In 2008, het jaar van haar zwangerschap, maakt Pé voor het eerst een aantal tekeningen op groot formaat, uitgevoerd met een dikke borstel en inkt.
Wezens (soms kinderen), entiteiten, energieën smelten samen. Opnieuw bewegen de figuren zich op de grens van de abstractie, of is het onderscheid tussen de beroemde tweedeling niet bestaand. Er zijn geen overbodige lijnen, geen excessen in de representaties. Deze werken onthullen, ongezocht, dezelfde geest als in Oosterse Zen penseeltekeningen, gericht op het presenteren van een diep en gevoelig bewustzijn in het hier-en-nu. Met schaarse middelen erkennen ze de waarde van het efemere. Elke beweging is als een bliksemschicht, een esthetiek van volle ervaring. De erkenning van de waarde van het momentane en snel vervliedende, uitgedrukt met schaarse middelen.
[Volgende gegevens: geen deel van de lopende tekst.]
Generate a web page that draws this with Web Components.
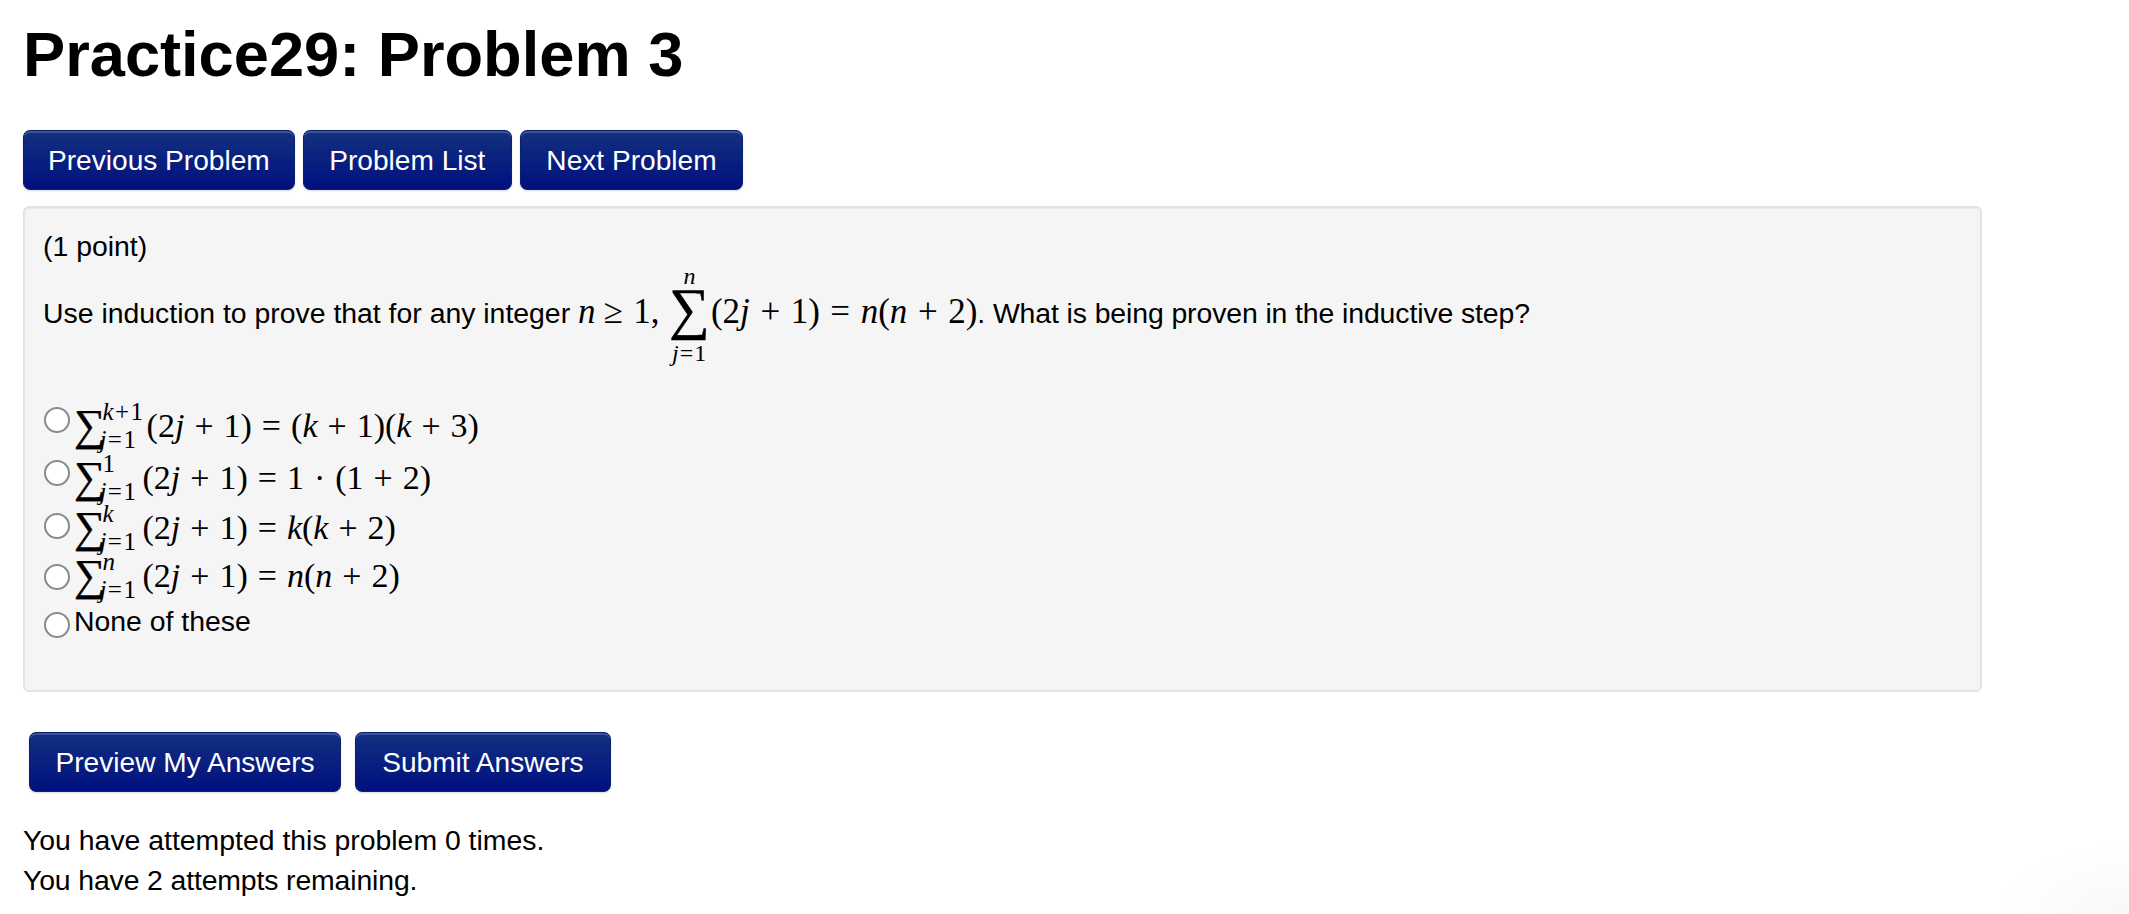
<!DOCTYPE html>
<html>
<head>
<meta charset="utf-8">
<title>Practice29: Problem 3</title>
<style>
  html, body { height: 100%; }
  body {
    margin: 0;
    padding: 0 23px;
    box-sizing: border-box;
    overflow: hidden;
    font-family: "Liberation Sans", Arial, sans-serif;
    font-size: 28.4px;
    color: #000;
    background: radial-gradient(130px 70px at 100% 100%, #f8f8f8, #fff) #fff;
  }
</style>
</head>
<body>
<page-title>Practice29: Problem 3</page-title>
<nav-buttons>
  <ww-button style="--pad:24px">Previous Problem</ww-button>
  <ww-button style="--pad:25.5px">Problem List</ww-button>
  <ww-button style="--pad:25.5px">Next Problem</ww-button>
</nav-buttons>
<problem-panel>
  <point-label>(1 point)</point-label>
  <problem-statement>Use induction to prove that for any integer <m-i>n</m-i> <m-r>≥ 1,</m-r> <big-sum over="n" under="j=1"></big-sum><m-r>(2<m-i>j</m-i> + 1) = <m-i>n</m-i>(<m-i>n</m-i> + 2)</m-r><span style="letter-spacing:-.1px">. What is being proven in the inductive step?</span></problem-statement>
  <choice-list>
    <choice-row style="--h:52px;--up:12px"><small-sum over="k+1" under="j=1"></small-sum><m-r>(2<m-i>j</m-i> + 1) = (<m-i>k</m-i> + 1)(<m-i>k</m-i> + 3)</m-r></choice-row>
    <choice-row style="--h:51px;--up:10px"><small-sum over="1" under="j=1"></small-sum><m-r>(2<m-i>j</m-i> + 1) = 1 · (1 + 2)</m-r></choice-row>
    <choice-row style="--h:50px;--up:4px"><small-sum over="k" under="j=1"></small-sum><m-r>(2<m-i>j</m-i> + 1) = <m-i>k</m-i>(<m-i>k</m-i> + 2)</m-r></choice-row>
    <choice-row style="--h:46px;--up:-2px"><small-sum over="n" under="j=1"></small-sum><m-r>(2<m-i>j</m-i> + 1) = <m-i>n</m-i>(<m-i>n</m-i> + 2)</m-r></choice-row>
    <choice-row style="--h:44px;--up:-8px">None of these</choice-row>
  </choice-list>
</problem-panel>
<answer-buttons>
  <ww-button style="--pad:25.5px">Preview My Answers</ww-button>
  <ww-button style="--pad:26px">Submit Answers</ww-button>
</answer-buttons>
<attempt-info>
  <div>You have attempted this problem 0 times.</div>
  <div style="letter-spacing:-.13px">You have 2 attempts remaining.</div>
</attempt-info>

<script>
// small helper, most elements here are just a styled shadow root
function simple(name, css, html) {
  customElements.define(name, class extends HTMLElement {
    constructor() {
      super();
      this.attachShadow({ mode: 'open' });
      this.shadowRoot.innerHTML = `<style>${css}</style>${html || '<slot></slot>'}`;
    }
  });
}

const MATH_FONT = '"Liberation Serif", "Times New Roman", serif';

simple('page-title', `
  :host { display: block; height: 130px; padding-top: 24px; box-sizing: border-box; font-size: 63.2px; font-weight: bold; line-height: 60px; }
`);
simple('nav-buttons', `
  :host { display: flex; gap: 8px; height: 76px; }
`);
simple('answer-buttons', `
  :host { display: flex; gap: 14px; padding: 40px 0 0 6px; height: 60px; }
`);
simple('attempt-info', `
  :host { display: block; padding-top: 28px; line-height: 40px; }
`);
simple('ww-button', `
  :host {
    display: block;
    box-sizing: border-box;
    height: 60px;
    padding: 0 var(--pad, 25px);
    line-height: 59px;
    font-size: 28.1px;
    color: #fff;
    border-radius: 7px;
    background: linear-gradient(#13307f, #00107f);
    box-shadow: inset 0 2px 0 #3a5396, 0 1px 2px rgba(0,0,0,.15);
    border: 1px solid #0a2070;
  }
`);
simple('problem-panel', `
  :host {
    display: block;
    box-sizing: border-box;
    width: 1959px;
    height: 486px;
    padding: 22px 18px;
    background: #f5f5f5;
    border: 2px solid #e3e3e3;
    border-radius: 6px;
    box-shadow: inset 0 1px 1px rgba(0,0,0,.05);
  }
`);
simple('point-label', `
  :host { display: block; line-height: 32px; }
`);
simple('problem-statement', `
  :host { display: block; height: 108px; margin-top: -4px; line-height: 108px; white-space: nowrap; }
`);
simple('choice-list', `
  :host { display: block; margin-top: 34px; --math-size: 34px; --math-space: 1.5px; }
`);
simple('m-i', `
  :host { font-family: ${MATH_FONT}; font-style: italic; font-size: var(--math-size, 35px); }
`);
simple('m-r', `
  :host { font-family: ${MATH_FONT}; font-size: var(--math-size, 35px); word-spacing: var(--math-space, 1.8px); }
`);
simple('choice-row', `
  :host { display: flex; align-items: center; height: var(--h, 50px); }
  input {
    appearance: none; -webkit-appearance: none;
    box-sizing: border-box;
    flex: none;
    width: 26px; height: 26px;
    margin: 0 4px var(--up, 0) 1px;
    border: 2px solid #8a8a8a;
    border-radius: 50%;
    background: #fff;
  }
`, `<input type="radio" name="ans"><slot></slot>`);

class BigSum extends HTMLElement {
  constructor() {
    super();
    this.attachShadow({ mode: 'open' });
    this.shadowRoot.innerHTML = `
      <style>
        :host {
          display: inline-flex; flex-direction: column; align-items: center;
          vertical-align: middle;
          margin: -6px 1px 0 2px;
          font-family: ${MATH_FONT};
          font-size: 24px; line-height: 24px;
        }
        .over { height: 20px; font-style: italic; }
        .sym { height: 50px; font-size: 57px; line-height: 50px; -webkit-text-stroke: .5px #000; }
        .under { height: 28px; line-height: 39px; letter-spacing: 1px; }
      </style>
      <div class="over">${this.getAttribute('over')}</div>
      <div class="sym">∑</div>
      <div class="under"><i>j</i>=1</div>`;
  }
}
customElements.define('big-sum', BigSum);

class SmallSum extends HTMLElement {
  constructor() {
    super();
    this.attachShadow({ mode: 'open' });
    // only letters are italic in the limits, digits stay upright
    const over = this.getAttribute('over').replace(/[a-z]/, '<i>$&</i>');
    this.shadowRoot.innerHTML = `
      <style>
        :host {
          display: inline-flex; align-items: center;
          margin-right: 5px;
          font-family: ${MATH_FONT};
          font-size: 25px; line-height: 24px;
        }
        .sym { font-size: 44px; line-height: 40px; -webkit-text-stroke: .4px #000; }
        .lim { display: flex; flex-direction: column; margin-left: -6px; letter-spacing: 1.5px; }
        .over { padding-left: 3px; margin-right: -3px; height: 24px; line-height: 20px; }
        .under { height: 24px; line-height: 28px; }
      </style>
      <div class="sym">∑</div>
      <div class="lim">
        <div class="over">${over}</div>
        <div class="under"><i>j</i>=1</div>
      </div>`;
  }
}
customElements.define('small-sum', SmallSum);
</script>
</body>
</html>
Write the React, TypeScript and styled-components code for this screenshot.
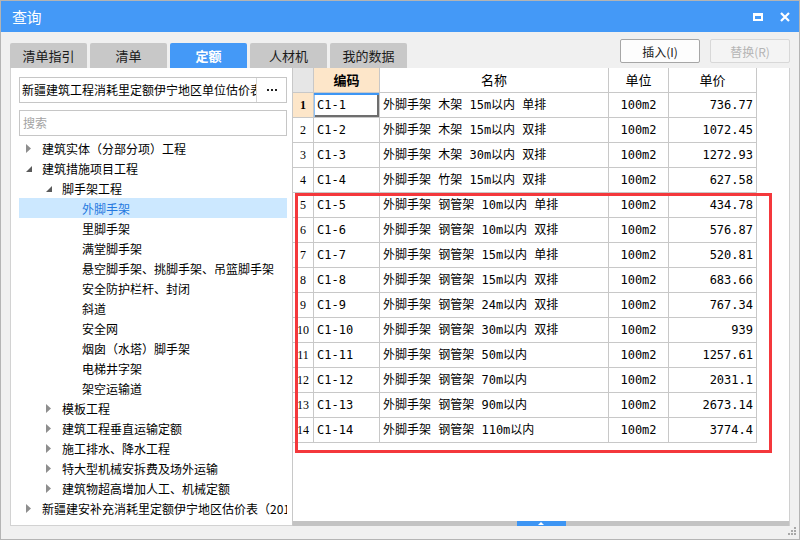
import React from 'react';
import styled, { createGlobalStyle, css } from 'styled-components';

const GlobalStyle = createGlobalStyle`
	html, body {
		margin: 0;
		padding: 0;
		background: #f0f0f0;
	}
	body {
		font-family: "Noto Sans CJK SC", "Noto Sans", sans-serif;
		color: #000;
	}
	* {
		box-sizing: border-box;
	}
`;

const Window = styled.div`
	width: 800px;
	height: 540px;
	border: 1px solid #b4b4b4;
	background: #f0f0f0;
	display: flex;
	flex-direction: column;
`;

const TitleBar = styled.div`
	height: 31px;
	flex: none;
	background: #4499f7;
	display: flex;
	align-items: center;
	justify-content: space-between;
	padding: 0 9px 0 11px;
	color: #fff;
`;

const Title = styled.div`
	font-size: 15px;
	letter-spacing: -0.5px;
`;

const TitleIcons = styled.div`
	display: flex;
	align-items: center;
	gap: 17px;
`;

const Toolbar = styled.div`
	height: 36px;
	flex: none;
	display: flex;
	align-items: flex-end;
	justify-content: space-between;
	padding: 0 9px;
`;

const Tabs = styled.div`
	display: flex;
	gap: 3px;
`;

const Tab = styled.div<{ $active?: boolean }>`
	width: 77px;
	height: 25px;
	border-radius: 2px 2px 0 0;
	background: ${(p) => (p.$active ? '#4499f7' : '#c8c8c8')};
	color: ${(p) => (p.$active ? '#fff' : '#1a1a1a')};
	font-weight: ${(p) => (p.$active ? 700 : 400)};
	font-size: 13px;
	display: flex;
	align-items: center;
	justify-content: center;
`;

const Buttons = styled.div`
	align-self: flex-start;
	margin-top: 7px;
	display: flex;
	gap: 10px;
`;

const Button = styled.div<{ $disabled?: boolean }>`
	width: 80px;
	height: 24px;
	border: 1px solid ${(p) => (p.$disabled ? '#d8d8d8' : '#a6a6a6')};
	border-radius: 2px;
	background: ${(p) => (p.$disabled ? '#f4f4f4' : '#fdfdfd')};
	color: ${(p) => (p.$disabled ? '#b4b4b4' : '#1a1a1a')};
	font-size: 12px;
	display: flex;
	align-items: center;
	justify-content: center;
`;

const Content = styled.div`
	height: 458px;
	flex: none;
	margin: 0 9px;
	display: flex;
`;

const LeftPanel = styled.div`
	width: 282px;
	flex: none;
	background: #fff;
	border-left: 1px solid #d2d2d2;
	border-bottom: 1px solid #d2d2d2;
	padding: 9px 5px 0 8px;
	display: flex;
	flex-direction: column;
	overflow: hidden;
`;

const Select = styled.div`
	height: 26px;
	border: 1px solid #c6c6c6;
	display: flex;
	font-size: 12px;
`;

const SelectText = styled.div`
	flex: 1;
	min-width: 0;
	overflow: hidden;
	white-space: nowrap;
	padding-left: 2px;
	line-height: 24px;
`;

const MoreButton = styled.div`
	width: 30px;
	flex: none;
	border-left: 1px solid #d6d6d6;
	display: flex;
	align-items: center;
	justify-content: center;
	gap: 2px;
	padding-bottom: 1px;
`;

const Dot = styled.span`
	width: 2px;
	height: 2px;
	background: #222;
`;

const Search = styled.div`
	margin-top: 7px;
	height: 26px;
	border: 1px solid #c6c6c6;
	font-size: 12px;
	color: #a3a3a3;
	line-height: 24px;
	padding-left: 3px;
`;

const Tree = styled.div`
	margin-top: 2px;
	display: flex;
	flex-direction: column;
`;

const TreeRow = styled.div<{ $level: number; $selected?: boolean }>`
	height: 20px;
	display: flex;
	align-items: center;
	padding-left: ${(p) => 6 + p.$level * 20}px;
	font-size: 12px;
	white-space: nowrap;
	overflow: hidden;
	${(p) =>
		p.$selected &&
		css`
			background: #cce8ff;
			color: #2478e0;
		`}
`;

const Arrow = styled.span`
	width: 17px;
	flex: none;
	display: flex;
	align-items: center;
`;

const Splitter = styled.div`
	width: 1px;
	flex: none;
	background: #c8c8c8;
`;

const RightPanel = styled.div`
	flex: 1;
	position: relative;
	background: #fff;
	border-right: 1px solid #d0d0d0;
	display: flex;
	flex-direction: column;
`;

const TableArea = styled.div`
	flex: 1;
`;

const Grid = styled.div`
	display: grid;
	grid-template-columns: 21px 66px 229px 60px 88px;
	width: 464px;
`;

const Cell = styled.div<{
	$align?: 'left' | 'center' | 'right';
	$bg?: string;
	$bold?: boolean;
	$head?: boolean;
	$current?: boolean;
}>`
	height: 25px;
	border-right: 1px solid #c8c8c8;
	border-bottom: 1px solid #c8c8c8;
	background: ${(p) => p.$bg || '#fff'};
	text-align: ${(p) => p.$align || 'left'};
	font-weight: ${(p) => (p.$bold ? 700 : 400)};
	font-family: ${(p) =>
		p.$head
			? '"Noto Sans CJK SC", sans-serif'
			: '"DejaVu Sans Mono", "Noto Sans CJK SC", monospace'};
	font-size: ${(p) => (p.$head ? '13px' : '12px')};
	line-height: 24px;
	padding: 0 3px;
	white-space: nowrap;
	overflow: hidden;
	${(p) =>
		p.$current &&
		css`
			box-shadow: inset 0 2px 0 #3d96f4, inset 1px 0 0 #8fc2f7,
				inset -2px 0 0 #6e6e6e, inset 0 -2px 0 #6e6e6e;
		`}
`;

const RowNum = styled(Cell)`
	padding: 0;
	font-family: "Liberation Serif", "DejaVu Serif", serif;
	font-size: 12px;
`;

const Highlight = styled.div`
	position: absolute;
	left: 2px;
	top: 125px;
	width: 477px;
	height: 260px;
	border: 3px solid #f4383c;
	pointer-events: none;
`;

const BottomBar = styled.div`
	height: 5px;
	flex: none;
	background: #c3c3c3;
	display: flex;
	justify-content: center;
`;

const BarHandle = styled.div`
	width: 49px;
	background: #3d95f3;
	display: flex;
	justify-content: center;
	align-items: center;
`;

const Footer = styled.div`
	flex: 1;
	display: flex;
	justify-content: flex-end;
	align-items: flex-end;
	padding: 0 2px 3px 0;
`;

type Node = {
	label: string;
	level: number;
	state: 'open' | 'closed' | 'leaf';
	selected?: boolean;
};

const tree: Node[] = [
	{ label: '建筑实体（分部分项）工程', level: 0, state: 'closed' },
	{ label: '建筑措施项目工程', level: 0, state: 'open' },
	{ label: '脚手架工程', level: 1, state: 'open' },
	{ label: '外脚手架', level: 2, state: 'leaf', selected: true },
	{ label: '里脚手架', level: 2, state: 'leaf' },
	{ label: '满堂脚手架', level: 2, state: 'leaf' },
	{ label: '悬空脚手架、挑脚手架、吊篮脚手架', level: 2, state: 'leaf' },
	{ label: '安全防护栏杆、封闭', level: 2, state: 'leaf' },
	{ label: '斜道', level: 2, state: 'leaf' },
	{ label: '安全网', level: 2, state: 'leaf' },
	{ label: '烟囱（水塔）脚手架', level: 2, state: 'leaf' },
	{ label: '电梯井字架', level: 2, state: 'leaf' },
	{ label: '架空运输道', level: 2, state: 'leaf' },
	{ label: '模板工程', level: 1, state: 'closed' },
	{ label: '建筑工程垂直运输定额', level: 1, state: 'closed' },
	{ label: '施工排水、降水工程', level: 1, state: 'closed' },
	{ label: '特大型机械安拆费及场外运输', level: 1, state: 'closed' },
	{ label: '建筑物超高增加人工、机械定额', level: 1, state: 'closed' },
	{ label: '新疆建安补充消耗里定额伊宁地区估价表（2013）', level: 0, state: 'closed' },
];

const rows = [
	['C1-1', '外脚手架 木架 15m以内 单排', '100m2', '736.77'],
	['C1-2', '外脚手架 木架 15m以内 双排', '100m2', '1072.45'],
	['C1-3', '外脚手架 木架 30m以内 双排', '100m2', '1272.93'],
	['C1-4', '外脚手架 竹架 15m以内 双排', '100m2', '627.58'],
	['C1-5', '外脚手架 钢管架 10m以内 单排', '100m2', '434.78'],
	['C1-6', '外脚手架 钢管架 10m以内 双排', '100m2', '576.87'],
	['C1-7', '外脚手架 钢管架 15m以内 单排', '100m2', '520.81'],
	['C1-8', '外脚手架 钢管架 15m以内 双排', '100m2', '683.66'],
	['C1-9', '外脚手架 钢管架 24m以内 双排', '100m2', '767.34'],
	['C1-10', '外脚手架 钢管架 30m以内 双排', '100m2', '939'],
	['C1-11', '外脚手架 钢管架 50m以内', '100m2', '1257.61'],
	['C1-12', '外脚手架 钢管架 70m以内', '100m2', '2031.1'],
	['C1-13', '外脚手架 钢管架 90m以内', '100m2', '2673.14'],
	['C1-14', '外脚手架 钢管架 110m以内', '100m2', '3774.4'],
];

const tabs = ['清单指引', '清单', '定额', '人材机', '我的数据'];

function TreeArrow({ state }: { state: Node['state'] }) {
	if (state === 'closed') {
		return (
			<svg width="6" height="9" viewBox="0 0 6 9" style={{ marginLeft: 1 }}>
				<polygon points="0,0 5,4.5 0,9" fill="#8e8e8e" />
			</svg>
		);
	}
	if (state === 'open') {
		return (
			<svg width="7" height="7" viewBox="0 0 7 7" style={{ marginLeft: 1, marginTop: 2 }}>
				<polygon points="6,0 6,6 0,6" fill="#5a5a5a" />
			</svg>
		);
	}
	return null;
}

export default function App() {
	return (
		<>
			<GlobalStyle />
			<Window>
				<TitleBar>
					<Title>查询</Title>
					<TitleIcons>
						<svg width="10" height="8" viewBox="0 0 10 8">
							<rect x="1" y="1.5" width="8" height="5.5" fill="none" stroke="#fff" strokeWidth="2" />
							<rect x="0" y="0" width="10" height="3" fill="#fff" />
						</svg>
						<svg width="10" height="10" viewBox="0 0 10 10">
							<path d="M1 1 L9 9 M9 1 L1 9" stroke="#fff" strokeWidth="2.2" />
						</svg>
					</TitleIcons>
				</TitleBar>

				<Toolbar>
					<Tabs>
						{tabs.map((t) => (
							<Tab key={t} $active={t === '定额'}>
								{t}
							</Tab>
						))}
					</Tabs>
					<Buttons>
						<Button>插入(I)</Button>
						<Button $disabled>替换(R)</Button>
					</Buttons>
				</Toolbar>

				<Content>
					<LeftPanel>
						<Select>
							<SelectText>新疆建筑工程消耗里定额伊宁地区单位估价表</SelectText>
							<MoreButton>
								<Dot />
								<Dot />
								<Dot />
							</MoreButton>
						</Select>
						<Search>搜索</Search>
						<Tree>
							{tree.map((n) => (
								<TreeRow key={n.label} $level={n.level} $selected={n.selected}>
									<Arrow>
										<TreeArrow state={n.state} />
									</Arrow>
									{n.label}
								</TreeRow>
							))}
						</Tree>
					</LeftPanel>
					<Splitter />
					<RightPanel>
						<TableArea>
							<Grid>
								<Cell $head $bg="#e6e6e6" />
								<Cell $head $bold $bg="#fde6c9" $align="center">
									编码
								</Cell>
								<Cell $head $align="center">名称</Cell>
								<Cell $head $align="center">单位</Cell>
								<Cell $head $align="center">单价</Cell>
								{rows.map((r, i) => (
									<React.Fragment key={r[0]}>
										<RowNum
											$align="center"
											$bold={i === 0}
											$bg={i === 0 ? '#fde6c9' : undefined}
										>
											{i + 1}
										</RowNum>
										<Cell $current={i === 0}>{r[0]}</Cell>
										<Cell>{r[1]}</Cell>
										<Cell $align="center">{r[2]}</Cell>
										<Cell $align="right">{r[3]}</Cell>
									</React.Fragment>
								))}
							</Grid>
						</TableArea>
						<BottomBar>
							<BarHandle>
								<svg width="6" height="3" viewBox="0 0 6 3">
									<polygon points="0,3 3,0 6,3" fill="#fff" />
								</svg>
							</BarHandle>
						</BottomBar>
						<Highlight />
					</RightPanel>
				</Content>

				<Footer>
					<svg width="9" height="9" viewBox="0 0 9 9">
						<rect x="6" y="0" width="2" height="2" fill="#a8a8a8" />
						<rect x="3" y="3" width="2" height="2" fill="#a8a8a8" />
						<rect x="6" y="3" width="2" height="2" fill="#a8a8a8" />
						<rect x="0" y="6" width="2" height="2" fill="#a8a8a8" />
						<rect x="3" y="6" width="2" height="2" fill="#a8a8a8" />
						<rect x="6" y="6" width="2" height="2" fill="#a8a8a8" />
					</svg>
				</Footer>
			</Window>
		</>
	);
}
Pé’s werk wordt gekarakteriseerd door een continue metamorfose. Evenmin zoals er herhaling is in haar dans, is er herhaling in haar tekenen. ‘Herhaling is de dood’ (Vaslaw Nijinsky).
Pé’s creaties komen voort vanuit een onvoorwaardelijke overgave aan het nu-moment, onnavolgbaar, altijd vloeiend. Het is even noodzakelijk als het vrij is’
‘Zelfs daar waar geen ruimte is, treedt binnen wat geen substantie heeft’ Tao te ching, XLIII).